**JOB:**
Begin with the first line and repeat exactly through the line containing "border border-t-[#a0a0a0] border-l-[#a0a0a0]"; leave every image out.

━━━ SOURCE DATA

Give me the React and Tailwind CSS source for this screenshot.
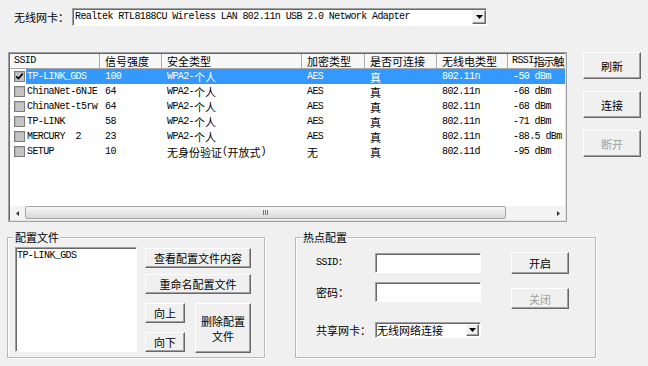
import React from "react";

const mono = "font-['Liberation_Mono',monospace] text-[10px] tracking-[-0.6px] leading-[14px]";
const cjk = "font-['Noto_Sans_CJK_SC',sans-serif] text-[11px] leading-[14px]";

const Txt = ({ s }) => {
  const parts = s.match(/[\x00-\x7f]+|[^\x00-\x7f]+/g) || [];
  return (
    <>
      {parts.map((p, i) => (
        <span key={i} className={/^[\x00-\x7f]/.test(p) ? mono : cjk}>
          {p}
        </span>
      ))}
    </>
  );
};

const Btn = ({ children, cls, disabled }) => (
  <div
    className={`flex items-center justify-center text-center bg-[#f0f0f0] border border-t-white border-l-white border-r-[#696969] border-b-[#696969] shadow-[inset_-1px_-1px_#a0a0a0] ${
      disabled ? "text-[#a0a0a0]" : "text-black"
    } ${cls}`}
  >
    {children}
  </div>
);

const sunken =
  "bg-white border border-t-[#a0a0a0] border-l-[#a0a0a0] border-r-white border-b-white shadow-[inset_1px_1px_#696969]";

const ArrowBtn = ({ cls }) => (
  <div
    className={`flex items-center justify-center bg-[#f0f0f0] border border-t-[#f8f8f8] border-l-[#f8f8f8] border-r-[#696969] border-b-[#696969] shadow-[inset_-1px_-1px_#a0a0a0] ${cls}`}
  >
    <svg width="7" height="4" viewBox="0 0 7 4">
      <path d="M0 0 H7 L3.5 4 Z" fill="#000" />
    </svg>
  </div>
);

const Check = ({ checked }) => (
  <div className="w-[11px] h-[11px] border border-[#7d7d7d] bg-[#c4c4c4] shadow-[inset_1px_1px_#b0b0b0] flex items-center justify-center">
    {checked && (
      <svg width="9" height="9" viewBox="0 0 9 9">
        <path d="M1.2 4.3 L3.4 6.6 L7.8 1.6" stroke="#000" strokeWidth="1.7" fill="none" />
      </svg>
    )}
  </div>
);

const cols = [
  { w: "w-[90px]", h: "SSID" },
  { w: "w-[62px]", h: "信号强度" },
  { w: "w-[140px]", h: "安全类型" },
  { w: "w-[63px]", h: "加密类型" },
  { w: "w-[72px]", h: "是否可连接" },
  { w: "w-[71px]", h: "无线电类型" },
];
const rowCellW = ["w-[74px]", "w-[62px]", "w-[140px]", "w-[63px]", "w-[72px]", "w-[71px]", "w-[57px]"];

const rows = [
  ["TP-LINK_GDS", "100", "WPA2-个人", "AES", "真", "802.11n", "-50 dBm"],
  ["ChinaNet-6NJE", "64", "WPA2-个人", "AES", "真", "802.11n", "-68 dBm"],
  ["ChinaNet-t5rw", "64", "WPA2-个人", "AES", "真", "802.11n", "-68 dBm"],
  ["TP-LINK", "58", "WPA2-个人", "AES", "真", "802.11n", "-71 dBm"],
  ["MERCURY  2", "23", "WPA2-个人", "AES", "真", "802.11n", "-88.5 dBm"],
  ["SETUP", "10", "无身份验证(开放式)", "无", "真", "802.11d", "-95 dBm"],
];

export default function App() {
  return (
    <div className="w-[648px] h-[366px] bg-[#f0f0f0] overflow-hidden flex flex-col text-black">
      {/* top row */}
      <div className="flex items-center mt-[8px] pl-[14px] h-[18px]">
        <div className="w-[58px] flex items-center">
          <Txt s="无线网卡：" />
        </div>
        <div className={`w-[415px] h-[18px] flex items-center ${sunken}`}>
          <div className="flex-1 flex items-center pl-[2px] whitespace-pre overflow-hidden">
            <Txt s="Realtek RTL8188CU Wireless LAN 802.11n USB 2.0 Network Adapter" />
          </div>
          <ArrowBtn cls="w-[14px] h-[14px]" />
        </div>
      </div>

      {/* middle row */}
      <div className="flex items-start mt-[26px]">
        <div className="ml-[8px] w-[559px] h-[170px] border border-[#a0a0a0]">
          <div className="w-full h-full flex flex-col bg-white border border-t-[#696969] border-l-[#696969] border-r-[#e3e3e3] border-b-[#e3e3e3] overflow-hidden">
            {/* header */}
            <div className="flex h-[15px] shrink-0 bg-[#f7f7f7] border-b border-[#a8a8a8]">
              {cols.map((c, i) => (
                <div
                  key={i}
                  className={`flex items-center shrink-0 overflow-hidden whitespace-pre border-r border-[#a8a8a8] shadow-[inset_1px_0_#fff] ${
                    i === 0 ? "pl-[4px]" : "pl-[5px]"
                  } ${c.w}`}
                >
                  <Txt s={c.h} />
                </div>
              ))}
              <div className="flex items-center flex-1 overflow-hidden whitespace-pre pl-[4px] shadow-[inset_1px_0_#fff]">
                <span className={mono}>RSSI</span>
                <span className={`${cjk} tracking-[-1px]`}>指示触</span>
              </div>
            </div>
            {/* rows */}
            <div className="flex-1 flex flex-col">
              {rows.map((r, ri) => (
                <div key={ri} className="flex h-[15px] shrink-0">
                  <div className="w-[16px] shrink-0 flex items-center pl-[4px]">
                    <Check checked={ri === 0} />
                  </div>
                  <div
                    className={`flex flex-1 overflow-hidden ${
                      ri === 0 ? "bg-[#3399ff] text-white" : "text-black"
                    }`}
                  >
                    {r.map((v, ci) => (
                      <div
                        key={ci}
                        className={`flex items-center shrink-0 overflow-hidden whitespace-pre ${
                          ci === 0 ? "pl-[1px]" : "pl-[5px]"
                        } ${rowCellW[ci]}`}
                      >
                        <Txt s={v} />
                      </div>
                    ))}
                  </div>
                </div>
              ))}
            </div>
            {/* scrollbar */}
            <div className="flex h-[14px] shrink-0 bg-[#f3f3f3]">
              <div className="w-[15px] flex items-center justify-center">
                <svg width="3" height="5" viewBox="0 0 3 5">
                  <path d="M3 0 V5 L0 2.5 Z" fill="#333" />
                </svg>
              </div>
              <div className="w-[481px] h-[13px] rounded-[2px] border border-[#a6a6a6] bg-gradient-to-b from-[#f6f6f6] to-[#dadada] flex items-center justify-center">
                <div className="flex gap-[1px]">
                  <div className="w-[1px] h-[5px] bg-[#777]" />
                  <div className="w-[1px] h-[5px] bg-[#777]" />
                  <div className="w-[1px] h-[5px] bg-[#777]" />
                </div>
              </div>
              <div className="flex-1" />
              <div className="w-[14px] flex items-center justify-center">
                <svg width="3" height="5" viewBox="0 0 3 5">
                  <path d="M0 0 V5 L3 2.5 Z" fill="#333" />
                </svg>
              </div>
            </div>
          </div>
        </div>

        <div className="ml-[16px] flex flex-col gap-[12px]">
          <Btn cls="w-[58px] h-[27px]">
            <Txt s="刷新" />
          </Btn>
          <Btn cls="w-[58px] h-[27px]">
            <Txt s="连接" />
          </Btn>
          <Btn cls="w-[58px] h-[27px]" disabled>
            <Txt s="断开" />
          </Btn>
        </div>
      </div>

      {/* bottom row */}
      <div className="flex mt-[15px]">
        {/* 配置文件 */}
        <div className="ml-[7px] w-[258px] h-[121px] relative border border-[#b8b8b8] shadow-[inset_1px_1px_#fff,1px_1px_#fff]">
          <div className="absolute -top-[8px] left-[6px] px-[1px] bg-[#f0f0f0] flex items-center">
            <Txt s="配置文件" />
          </div>
          <div className="flex pt-[9px] pl-[7px]">
            <div className={`w-[122px] h-[105px] ${sunken} pl-[1px] pt-[1px]`}>
              <div className="flex items-center whitespace-pre">
                <Txt s="TP-LINK_GDS" />
              </div>
            </div>
            <div className="ml-[8px] mt-[1px] flex flex-col w-[106px]">
              <Btn cls="w-[106px] h-[20px]">
                <Txt s="查看配置文件内容" />
              </Btn>
              <Btn cls="w-[106px] h-[20px] mt-[6px]">
                <Txt s="重命名配置文件" />
              </Btn>
              <div className="flex mt-[9px]">
                <div className="flex flex-col w-[40px]">
                  <Btn cls="w-[40px] h-[20px]">
                    <Txt s="向上" />
                  </Btn>
                  <Btn cls="w-[40px] h-[20px] mt-[9px]">
                    <Txt s="向下" />
                  </Btn>
                </div>
                <Btn cls="ml-[10px] w-[56px] h-[50px] flex-col gap-[1px]">
                  <div className="flex h-[14px] items-center">
                    <Txt s="删除配置" />
                  </div>
                  <div className="flex h-[14px] items-center">
                    <Txt s="文件" />
                  </div>
                </Btn>
              </div>
            </div>
          </div>
        </div>

        {/* 热点配置 */}
        <div className="ml-[30px] w-[301px] h-[121px] relative border border-[#b8b8b8] shadow-[inset_1px_1px_#fff,1px_1px_#fff]">
          <div className="absolute -top-[8px] left-[6px] px-[1px] bg-[#f0f0f0] flex items-center">
            <Txt s="热点配置" />
          </div>
          <div className="flex pt-[14px] pl-[20px]">
            <div className="flex flex-col">
              <div className="flex items-center mt-[1px] h-[20px]">
                <div className="w-[59px] flex items-center">
                  <Txt s="SSID:" />
                </div>
                <div className={`w-[106px] h-[20px] ${sunken}`} />
              </div>
              <div className="flex items-center mt-[9px] h-[20px]">
                <div className="w-[59px] flex items-center">
                  <Txt s="密码：" />
                </div>
                <div className={`w-[106px] h-[20px] ${sunken}`} />
              </div>
              <div className="flex items-center mt-[20px] h-[16px]">
                <div className="w-[59px] flex items-center">
                  <Txt s="共享网卡：" />
                </div>
                <div className={`w-[106px] h-[16px] flex items-center ${sunken}`}>
                  <div className="flex-1 flex items-center pl-[1px] whitespace-pre overflow-hidden">
                    <Txt s="无线网络连接" />
                  </div>
                  <ArrowBtn cls="w-[13px] h-[12px] mr-[1px]" />
                </div>
              </div>
            </div>
            <div className="ml-[30px] flex flex-col">
              <Btn cls="w-[58px] h-[22px]">
                <Txt s="开启" />
              </Btn>
              <Btn cls="w-[58px] h-[21px] mt-[14px]" disabled>
                <Txt s="关闭" />
              </Btn>
            </div>
          </div>
        </div>
      </div>
    </div>
  );
}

━━━━━━

**REPLY:**
Give me the React and Tailwind CSS source for this screenshot.
import React from "react";

const mono = "font-['Liberation_Mono',monospace] text-[10px] tracking-[-0.6px] leading-[14px]";
const cjk = "font-['Noto_Sans_CJK_SC',sans-serif] text-[11px] leading-[14px]";

const Txt = ({ s }) => {
  const parts = s.match(/[\x00-\x7f]+|[^\x00-\x7f]+/g) || [];
  return (
    <>
      {parts.map((p, i) => (
        <span key={i} className={/^[\x00-\x7f]/.test(p) ? mono : cjk}>
          {p}
        </span>
      ))}
    </>
  );
};

const Btn = ({ children, cls, disabled }) => (
  <div
    className={`flex items-center justify-center text-center bg-[#f0f0f0] border border-t-white border-l-white border-r-[#696969] border-b-[#696969] shadow-[inset_-1px_-1px_#a0a0a0] ${
      disabled ? "text-[#a0a0a0]" : "text-black"
    } ${cls}`}
  >
    {children}
  </div>
);

const sunken =
  "bg-white border border-t-[#a0a0a0] border-l-[#a0a0a0] border-r-white border-b-white shadow-[inset_1px_1px_#696969]";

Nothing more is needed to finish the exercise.